Frederic Ingham, the "I" of the narrative, is supposed to be a retired officer of the United States Navy.

2

" Few readers . . . observed ." In truth, no one observed it, because there was no such announcement there. The author has, however, met more than one person who assured him that they had seen this notice. So fallible is the human memory!

3

The "Levant ." The " Levant " was a corvette in the American navy, which sailed on her last voyage, with despatches for an American officer in Central America, from the port of Honolulu in 1860. She has never been heard of since, but one of her spars drifted ashore on one of the Hawaiian islands. I took her name intentionally, knowing that she was lost. As it happened, when this story was published, only two American editors recollected that the "Levant" no longer existed. We learn from the last despatch of Captain Hunt that he intended to take a northern course heading eastward toward the coast of California rather than southward toward the Equator. At the instance of Mr. James D. Hague, who was on board the "Levant" to bid Captain Hunt good bye on the day when she sailed from Hilo, a search has been made in the summer of 1904 for any reef or islands in that undiscovered region upon which she may have been wrecked.
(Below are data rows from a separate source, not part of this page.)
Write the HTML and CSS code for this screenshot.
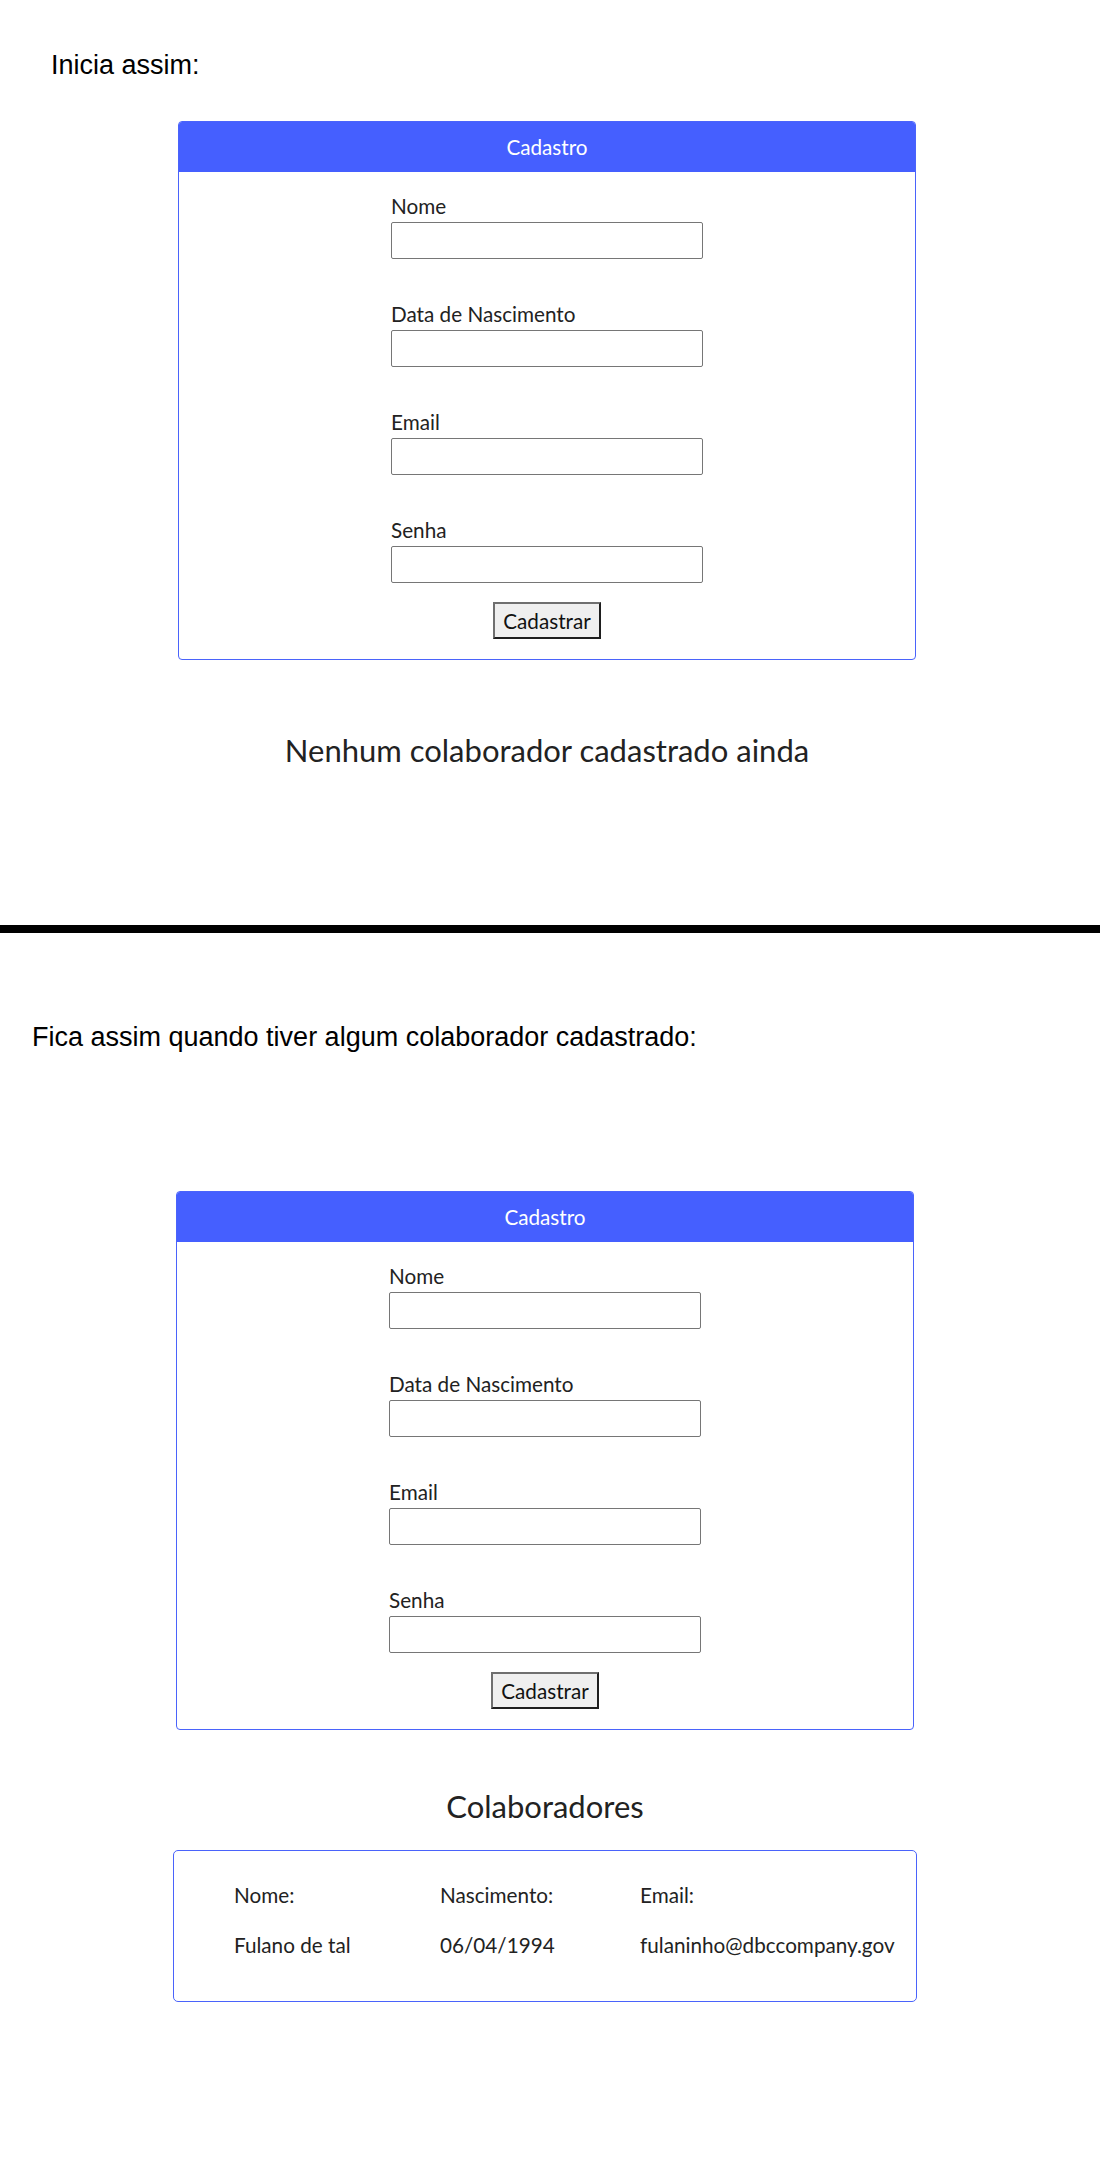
FILE: index.html
```html
<!DOCTYPE html>
<html lang="pt-BR">
<head>
<meta charset="utf-8">
<title>Cadastro de colaboradores</title>
<link rel="stylesheet" href="styles.css">
</head>
<body>
<p class="note note-first">Inicia assim:</p>

<div class="card card-a">
  <div class="card-head">Cadastro</div>
  <form class="card-body">
    <div class="fields">
      <div class="field"><label>Nome</label><input type="text"></div>
      <div class="field"><label>Data de Nascimento</label><input type="text"></div>
      <div class="field"><label>Email</label><input type="text"></div>
      <div class="field"><label>Senha</label><input type="password"></div>
    </div>
    <button type="button" class="btn">Cadastrar</button>
  </form>
</div>

<h2 class="heading heading-empty">Nenhum colaborador cadastrado ainda</h2>

<hr class="divider">

<p class="note note-second">Fica assim quando tiver algum colaborador cadastrado:</p>

<div class="card card-b">
  <div class="card-head">Cadastro</div>
  <form class="card-body">
    <div class="fields">
      <div class="field"><label>Nome</label><input type="text"></div>
      <div class="field"><label>Data de Nascimento</label><input type="text"></div>
      <div class="field"><label>Email</label><input type="text"></div>
      <div class="field"><label>Senha</label><input type="password"></div>
    </div>
    <button type="button" class="btn">Cadastrar</button>
  </form>
</div>

<h2 class="heading heading-list">Colaboradores</h2>

<div class="list">
  <span>Nome:</span><span>Nascimento:</span><span>Email:</span>
  <span>Fulano de tal</span><span>06/04/1994</span><span>fulaninho@dbccompany.gov</span>
</div>
</body>
</html>
```

FILE: styles.css
```css
body {
  margin: 0;
  background: #ffffff;
  font-family: Lato, "Noto Sans", sans-serif;
  color: #222222;
}

.note {
  font-family: "Liberation Sans", Arial, sans-serif;
  font-size: 27px;
  line-height: 30px;
  color: #000000;
  margin: 0;
}

.note-first {
  padding: 50px 0 0 51px;
}

.note-second {
  margin: 89px 0 0 32px;
}

.card {
  box-sizing: border-box;
  width: 738px;
  border: 1px solid #4a63fb;
  border-radius: 4px;
  overflow: hidden;
}

.card-a {
  margin: 41px 0 0 178px;
}

.card-b {
  margin: 139px 0 0 176px;
}

.card-head {
  height: 50px;
  line-height: 50px;
  background: #455fff;
  color: #ffffff;
  text-align: center;
  font-size: 20.7px;
}

.card-body {
  margin: 0;
  padding: 22px 0 20px;
  display: flex;
  flex-direction: column;
  align-items: center;
}

.fields {
  width: 312px;
  display: flex;
  flex-direction: column;
  gap: 43px;
}

.field {
  display: flex;
  flex-direction: column;
}

.field label {
  font-size: 20.7px;
  line-height: 24px;
  margin-bottom: 4px;
  color: #222222;
}

.field input {
  box-sizing: border-box;
  width: 312px;
  height: 37px;
  margin: 0;
  padding: 0 4px;
  border: 1px solid #767676;
  border-radius: 2px;
  background: #ffffff;
  font: inherit;
}

.btn {
  box-sizing: border-box;
  margin-top: 19px;
  width: 108px;
  height: 37px;
  padding: 0;
  border-style: solid;
  border-width: 2px;
  border-color: #6f6f6f #1e1e1e #1e1e1e #6f6f6f;
  background: #efefef;
  color: #111111;
  font-family: Lato, "Noto Sans", sans-serif;
  font-size: 20.7px;
  line-height: 24px;
}

.heading {
  width: 738px;
  font-size: 31px;
  line-height: 36px;
  font-weight: 400;
  text-align: center;
  color: #222222;
}

.heading-empty {
  margin: 72px 0 0 178px;
}

.heading-list {
  margin: 58px 0 0 176px;
}

.divider {
  height: 8px;
  margin: 157px 0 0;
  border: 0;
  background: #000000;
}

.list {
  box-sizing: border-box;
  width: 744px;
  margin: 26px 0 0 173px;
  padding: 32px 0 44px 60px;
  border: 1px solid #4a63fb;
  border-radius: 5px;
  display: grid;
  grid-template-columns: 206px 200px auto;
  row-gap: 26px;
  font-size: 20.7px;
  line-height: 24px;
  color: #222222;
}
```
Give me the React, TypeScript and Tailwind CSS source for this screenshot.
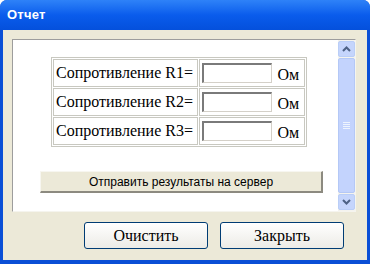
export default function App() {
  const rows = ["Сопротивление R1=", "Сопротивление R2=", "Сопротивление R3="]

  return (
    <div className="w-[370px] h-[264px] flex flex-col bg-[#0A4FD6] rounded-t-[7px] overflow-hidden">
      <div className="h-[30px] shrink-0 flex items-center px-[7px] bg-gradient-to-b from-[#2E82F8] via-[#0A5CEC] to-[#0450DC]">
        <span className="text-white text-[13px] font-bold font-['Liberation_Sans',sans-serif] tracking-[0.2px]">Отчет</span>
      </div>
      <div className="flex-1 mx-[3px] mb-[4px] bg-[#ECE9D8] flex flex-col">
        <div className="mt-[9px] ml-[9px] mr-[11px] h-[173px] flex border-t border-l border-[#9D9D9D] border-r border-b border-r-[#F5F4EE] border-b-[#F5F4EE] bg-white">
          <div className="flex-1 flex flex-col">
            <table className="ml-[38px] mt-[17px] w-[256px] border border-[#C8C8C0] border-separate border-spacing-[1px] font-['Liberation_Serif',serif] text-[16px] text-black">
              <tbody>
                {rows.map((label) => (
                  <tr key={label}>
                    <td className="border border-[#C8C8C0] h-[28px] px-[2px] whitespace-nowrap">{label}</td>
                    <td className="border border-[#C8C8C0] h-[28px] pl-[2px] pr-[3px] whitespace-nowrap">
                      <div className="flex items-end gap-[5px]">
                        <div className="w-[70px] h-[20px] border-t-2 border-l-2 border-[#7A7A7A] border-r border-b border-r-[#D4D0C8] border-b-[#D4D0C8] bg-white" />
                        <span className="leading-[17px]">Ом</span>
                      </div>
                    </td>
                  </tr>
                ))}
              </tbody>
            </table>
            <button className="ml-[27px] mt-[24px] w-[283px] h-[22px] bg-[#ECE9D8] border-t border-l border-t-[#F7F6F0] border-l-[#F7F6F0] border-r-2 border-b-2 border-r-[#8C8A80] border-b-[#8C8A80] text-[12px] font-['Liberation_Sans',sans-serif] text-black">
              Отправить результаты на сервер
            </button>
          </div>
          <div className="w-[17px] flex flex-col py-[1px] bg-[#F4F3EE]">
            <div className="h-[16px] flex items-center justify-center rounded-[2px] border border-[#BACEF7] bg-[#C5D5FC]">
              <svg width="9" height="6" viewBox="0 0 9 6"><path d="M1 5 L4.5 1.5 L8 5" stroke="#4D6185" strokeWidth="2" fill="none" /></svg>
            </div>
            <div className="flex-1 my-[1px] rounded-[2px] border border-[#B4C8F6] bg-[#C3D3FD] flex items-center justify-center">
              <div className="flex flex-col gap-[1px]">
                <div className="w-[7px] h-[1px] bg-[#EEF4FE]" />
                <div className="w-[7px] h-[1px] bg-[#EEF4FE]" />
                <div className="w-[7px] h-[1px] bg-[#EEF4FE]" />
                <div className="w-[7px] h-[1px] bg-[#EEF4FE]" />
              </div>
            </div>
            <div className="h-[16px] flex items-center justify-center rounded-[2px] border border-[#BACEF7] bg-[#C5D5FC]">
              <svg width="9" height="6" viewBox="0 0 9 6"><path d="M1 1 L4.5 4.5 L8 1" stroke="#4D6185" strokeWidth="2" fill="none" /></svg>
            </div>
          </div>
        </div>
        <div className="mt-[10px] flex justify-end gap-[12px] pr-[23px]">
          {["Очистить", "Закрыть"].map((t) => (
            <button key={t} className="w-[124px] h-[27px] rounded-[3px] border border-[#003C74] bg-gradient-to-b from-white to-[#ECEBE6] font-['Liberation_Serif',serif] text-[16px] text-black">
              {t}
            </button>
          ))}
        </div>
      </div>
    </div>
  )
}
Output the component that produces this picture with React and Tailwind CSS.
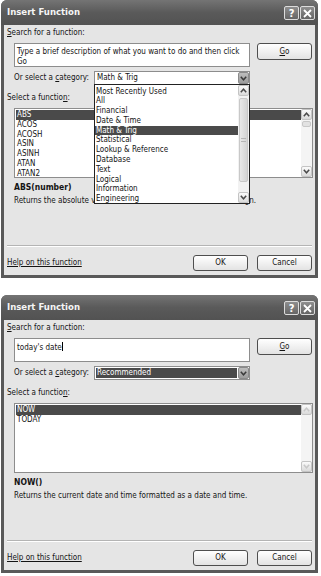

But no satisfactory results have been obtained.

4

Madison . James Madison was President from March 4, 1809, to March 4, 1817. Personally he did not wish to make war with England, but the leaders of the younger men of the Democratic party—Mr. Clay, Mr. Calhoun, and others—pressed him against his will to declare war in 1812. The war was ended by the Treaty of Peace at Ghent in the year 1814. It is generally called "The Short War." There were many reasons for the war. The most exasperating was the impressment of American seamen to serve in the English navy. In the American State Department there were records of 6,257 such men, whose friends had protested to the American government. It is believed that more than twenty thousand Americans were held, at one time or another, in such service. For those who need to study this subject, I recommend Spears's "History of our Navy," in four volumes. It is dedicated "to those who would seek Peace and Pursue it."

5

Aaron Burr had been an officer in the American Revolution. He was Vice-President from 1801 to 1805, in the first term of Jefferson's administration. In July, 1804, in a duel, Burr killed Alexander Hamilton, a celebrated leader of the Federal party. From this duel may be dated the indignation which followed him through the next years of his life. In 1805, after his Vice-Presidency, he made a voyage down the Ohio and Mississippi Rivers, to study the new acquisition of Louisiana. That name was then given to all the country west of the Mississippi as far as the Rocky Mountains. The next year he organized a military expedition, probably with the plan, vaguely conceived, of taking Texas from Spain. He was, however, betrayed and arrested by General Wilkinson,—then in command of the United States army,—with whom Burr had had intimate relations. He was tried for treason at Richmond but acquitted.